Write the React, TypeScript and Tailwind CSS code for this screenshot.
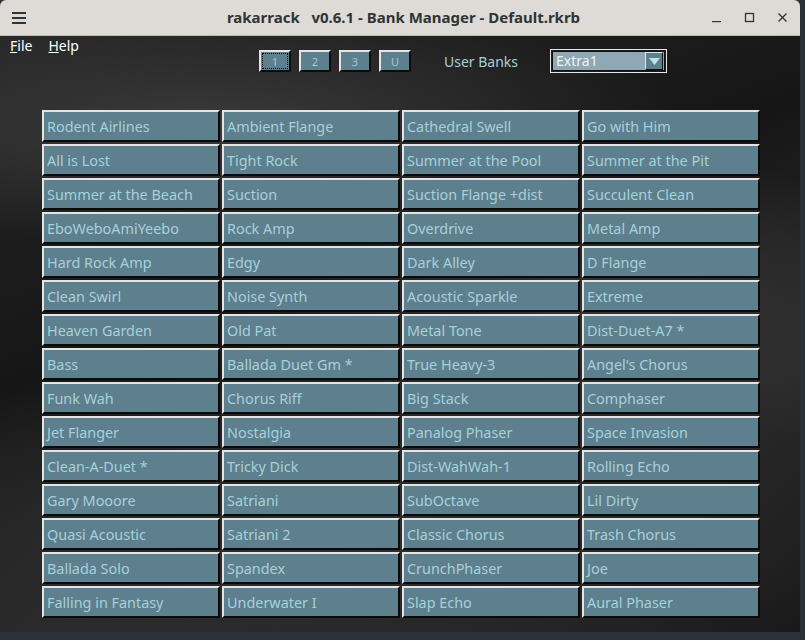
import React from 'react';

const presets: string[][] = [
  ['Rodent Airlines', 'Ambient Flange', 'Cathedral Swell', 'Go with Him'],
  ['All is Lost', 'Tight Rock', 'Summer at the Pool', 'Summer at the Pit'],
  ['Summer at the Beach', 'Suction', 'Suction Flange +dist', 'Succulent Clean'],
  ['EboWeboAmiYeebo', 'Rock Amp', 'Overdrive', 'Metal Amp'],
  ['Hard Rock Amp', 'Edgy', 'Dark Alley', 'D Flange'],
  ['Clean Swirl', 'Noise Synth', 'Acoustic Sparkle', 'Extreme'],
  ['Heaven Garden', 'Old Pat', 'Metal Tone', 'Dist-Duet-A7 *'],
  ['Bass', 'Ballada Duet Gm *', 'True Heavy-3', "Angel's Chorus"],
  ['Funk Wah', 'Chorus Riff', 'Big Stack', 'Comphaser'],
  ['Jet Flanger', 'Nostalgia', 'Panalog Phaser', 'Space Invasion'],
  ['Clean-A-Duet *', 'Tricky Dick', 'Dist-WahWah-1', 'Rolling Echo'],
  ['Gary Mooore', 'Satriani', 'SubOctave', 'Lil Dirty'],
  ['Quasi Acoustic', 'Satriani 2', 'Classic Chorus', 'Trash Chorus'],
  ['Ballada Solo', 'Spandex', 'CrunchPhaser', 'Joe'],
  ['Falling in Fantasy', 'Underwater I', 'Slap Echo', 'Aural Phaser'],
];

const BankButton = ({ label, focused }: { label: string; focused?: boolean }) => (
  <button
    type="button"
    className="relative w-[32px] h-[22px] bg-[#5e7f8d] border-t-2 border-l-2 border-[#e6e6e6] border-b-2 border-r-2 border-b-[#0c0c0c] border-r-[#0c0c0c] text-[11px] leading-none text-[#9fcbd5] flex items-center justify-center"
  >
    {focused && <span className="absolute inset-[1px] border border-dotted border-black" />}
    {label}
  </button>
);

export default function App() {
  return (
    <div className="w-[805px] h-[640px] bg-[#2c3038] overflow-hidden font-['Noto_Sans',sans-serif]">
      <div className="w-[800px] h-[632px] flex flex-col rounded-t-[6px] overflow-hidden">
        {/* Title bar */}
        <div className="h-[36px] bg-[#dedbd7] border-b border-[#bdb9b4] flex items-center pl-[12px] text-[#2e3436]">
          <svg width="14" height="12" viewBox="0 0 14 12" className="shrink-0">
            <rect x="0" y="0" width="14" height="2" fill="#2e3436" />
            <rect x="0" y="5" width="14" height="2" fill="#2e3436" />
            <rect x="0" y="10" width="14" height="2" fill="#2e3436" />
          </svg>
          <div className="flex-1 text-center font-bold text-[15px] pl-[70px] whitespace-pre">
            rakarrack   v0.6.1 - Bank Manager - Default.rkrb
          </div>
          <div className="flex items-center gap-[22px] pr-[12px]">
            <svg width="11" height="11" viewBox="0 0 11 11">
              <rect x="1" y="9" width="9" height="1.2" fill="#2e3436" />
            </svg>
            <svg width="11" height="11" viewBox="0 0 11 11">
              <rect x="1.5" y="1.5" width="8" height="8" fill="none" stroke="#2e3436" strokeWidth="1.3" />
            </svg>
            <svg width="11" height="11" viewBox="0 0 11 11">
              <path d="M1.5 1.5 L9.5 9.5 M9.5 1.5 L1.5 9.5" stroke="#2e3436" strokeWidth="1.3" />
            </svg>
          </div>
        </div>

        {/* Content */}
        <div className="flex-1 bg-[#1c1c1c] bg-[radial-gradient(ellipse_60%_20%_at_25%_15%,#3a3a3a,transparent),radial-gradient(ellipse_50%_25%_at_75%_45%,#333333,transparent),radial-gradient(ellipse_70%_30%_at_40%_85%,#2e2e2e,transparent),linear-gradient(160deg,#262626,#161616_40%,#2a2a2a_70%,#181818)]">
          <div className="flex items-start">
            <div className="w-[259px] flex gap-[16px] pl-[10px] -mt-[1px] text-white text-[14px]">
              <span><span className="underline">F</span>ile</span>
              <span><span className="underline">H</span>elp</span>
            </div>
            <div className="flex items-center mt-[13px]">
              <div className="flex gap-[8px]">
                <BankButton label="1" focused />
                <BankButton label="2" />
                <BankButton label="3" />
                <BankButton label="U" />
              </div>
              <span className="ml-[33px] text-[14px] text-[#a6d1da]">User Banks</span>
              <div className="ml-[32px] w-[117px] h-[24px] border border-[#e6e6e6] p-[1px]">
                <div className="h-full bg-[#8fa8b4] border border-[#111] flex items-center">
                  <span className="flex-1 pl-[3px] text-[14px] text-[#eef4f6] leading-none">Extra1</span>
                  <div className="w-[18px] h-[18px] mr-[1px] bg-[#5e7f8d] border-t border-l border-[#e6e6e6] border-b border-r border-b-[#111] border-r-[#111] flex items-center justify-center">
                    <svg width="11" height="7" viewBox="0 0 11 7">
                      <path d="M0 0 L11 0 L5.5 7 Z" fill="#bfe0e6" />
                    </svg>
                  </div>
                </div>
              </div>
            </div>
          </div>

          <div className="mt-[37px] ml-[42px] grid grid-cols-[repeat(4,178px)] gap-x-[2px] gap-y-[2px]">
            {presets.flat().map((name, i) => (
              <div
                key={i}
                className="h-[32px] bg-[#5e7f8d] border-t-2 border-l-2 border-[#e4e4e4] border-b-2 border-r-2 border-b-[#0a0a0a] border-r-[#0a0a0a] flex items-center pl-[3px] pt-[2px] text-[14.4px] text-[#a6d1da] whitespace-nowrap"
              >
                {name}
              </div>
            ))}
          </div>
        </div>
      </div>
    </div>
  );
}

==============================

SET PROBLEM:
Every line should be retyped exactly, with the pictures omitted.

SOLUTION:
Write the React, TypeScript and Tailwind CSS code for this screenshot.
import React from 'react';

const presets: string[][] = [
  ['Rodent Airlines', 'Ambient Flange', 'Cathedral Swell', 'Go with Him'],
  ['All is Lost', 'Tight Rock', 'Summer at the Pool', 'Summer at the Pit'],
  ['Summer at the Beach', 'Suction', 'Suction Flange +dist', 'Succulent Clean'],
  ['EboWeboAmiYeebo', 'Rock Amp', 'Overdrive', 'Metal Amp'],
  ['Hard Rock Amp', 'Edgy', 'Dark Alley', 'D Flange'],
  ['Clean Swirl', 'Noise Synth', 'Acoustic Sparkle', 'Extreme'],
  ['Heaven Garden', 'Old Pat', 'Metal Tone', 'Dist-Duet-A7 *'],
  ['Bass', 'Ballada Duet Gm *', 'True Heavy-3', "Angel's Chorus"],
  ['Funk Wah', 'Chorus Riff', 'Big Stack', 'Comphaser'],
  ['Jet Flanger', 'Nostalgia', 'Panalog Phaser', 'Space Invasion'],
  ['Clean-A-Duet *', 'Tricky Dick', 'Dist-WahWah-1', 'Rolling Echo'],
  ['Gary Mooore', 'Satriani', 'SubOctave', 'Lil Dirty'],
  ['Quasi Acoustic', 'Satriani 2', 'Classic Chorus', 'Trash Chorus'],
  ['Ballada Solo', 'Spandex', 'CrunchPhaser', 'Joe'],
  ['Falling in Fantasy', 'Underwater I', 'Slap Echo', 'Aural Phaser'],
];

const BankButton = ({ label, focused }: { label: string; focused?: boolean }) => (
  <button
    type="button"
    className="relative w-[32px] h-[22px] bg-[#5e7f8d] border-t-2 border-l-2 border-[#e6e6e6] border-b-2 border-r-2 border-b-[#0c0c0c] border-r-[#0c0c0c] text-[11px] leading-none text-[#9fcbd5] flex items-center justify-center"
  >
    {focused && <span className="absolute inset-[1px] border border-dotted border-black" />}
    {label}
  </button>
);

export default function App() {
  return (
    <div className="w-[805px] h-[640px] bg-[#2c3038] overflow-hidden font-['Noto_Sans',sans-serif]">
      <div className="w-[800px] h-[632px] flex flex-col rounded-t-[6px] overflow-hidden">
        {/* Title bar */}
        <div className="h-[36px] bg-[#dedbd7] border-b border-[#bdb9b4] flex items-center pl-[12px] text-[#2e3436]">
          <svg width="14" height="12" viewBox="0 0 14 12" className="shrink-0">
            <rect x="0" y="0" width="14" height="2" fill="#2e3436" />
            <rect x="0" y="5" width="14" height="2" fill="#2e3436" />
            <rect x="0" y="10" width="14" height="2" fill="#2e3436" />
          </svg>
          <div className="flex-1 text-center font-bold text-[15px] pl-[70px] whitespace-pre">
            rakarrack   v0.6.1 - Bank Manager - Default.rkrb
          </div>
          <div className="flex items-center gap-[22px] pr-[12px]">
            <svg width="11" height="11" viewBox="0 0 11 11">
              <rect x="1" y="9" width="9" height="1.2" fill="#2e3436" />
            </svg>
            <svg width="11" height="11" viewBox="0 0 11 11">
              <rect x="1.5" y="1.5" width="8" height="8" fill="none" stroke="#2e3436" strokeWidth="1.3" />
            </svg>
            <svg width="11" height="11" viewBox="0 0 11 11">
              <path d="M1.5 1.5 L9.5 9.5 M9.5 1.5 L1.5 9.5" stroke="#2e3436" strokeWidth="1.3" />
            </svg>
          </div>
        </div>

        {/* Content */}
        <div className="flex-1 bg-[#1c1c1c] bg-[radial-gradient(ellipse_60%_20%_at_25%_15%,#3a3a3a,transparent),radial-gradient(ellipse_50%_25%_at_75%_45%,#333333,transparent),radial-gradient(ellipse_70%_30%_at_40%_85%,#2e2e2e,transparent),linear-gradient(160deg,#262626,#161616_40%,#2a2a2a_70%,#181818)]">
          <div className="flex items-start">
            <div className="w-[259px] flex gap-[16px] pl-[10px] -mt-[1px] text-white text-[14px]">
              <span><span className="underline">F</span>ile</span>
              <span><span className="underline">H</span>elp</span>
            </div>
            <div className="flex items-center mt-[13px]">
              <div className="flex gap-[8px]">
                <BankButton label="1" focused />
                <BankButton label="2" />
                <BankButton label="3" />
                <BankButton label="U" />
              </div>
              <span className="ml-[33px] text-[14px] text-[#a6d1da]">User Banks</span>
              <div className="ml-[32px] w-[117px] h-[24px] border border-[#e6e6e6] p-[1px]">
                <div className="h-full bg-[#8fa8b4] border border-[#111] flex items-center">
                  <span className="flex-1 pl-[3px] text-[14px] text-[#eef4f6] leading-none">Extra1</span>
                  <div className="w-[18px] h-[18px] mr-[1px] bg-[#5e7f8d] border-t border-l border-[#e6e6e6] border-b border-r border-b-[#111] border-r-[#111] flex items-center justify-center">
                    <svg width="11" height="7" viewBox="0 0 11 7">
                      <path d="M0 0 L11 0 L5.5 7 Z" fill="#bfe0e6" />
                    </svg>
                  </div>
                </div>
              </div>
            </div>
          </div>

          <div className="mt-[37px] ml-[42px] grid grid-cols-[repeat(4,178px)] gap-x-[2px] gap-y-[2px]">
            {presets.flat().map((name, i) => (
              <div
                key={i}
                className="h-[32px] bg-[#5e7f8d] border-t-2 border-l-2 border-[#e4e4e4] border-b-2 border-r-2 border-b-[#0a0a0a] border-r-[#0a0a0a] flex items-center pl-[3px] pt-[2px] text-[14.4px] text-[#a6d1da] whitespace-nowrap"
              >
                {name}
              </div>
            ))}
          </div>
        </div>
      </div>
    </div>
  );
}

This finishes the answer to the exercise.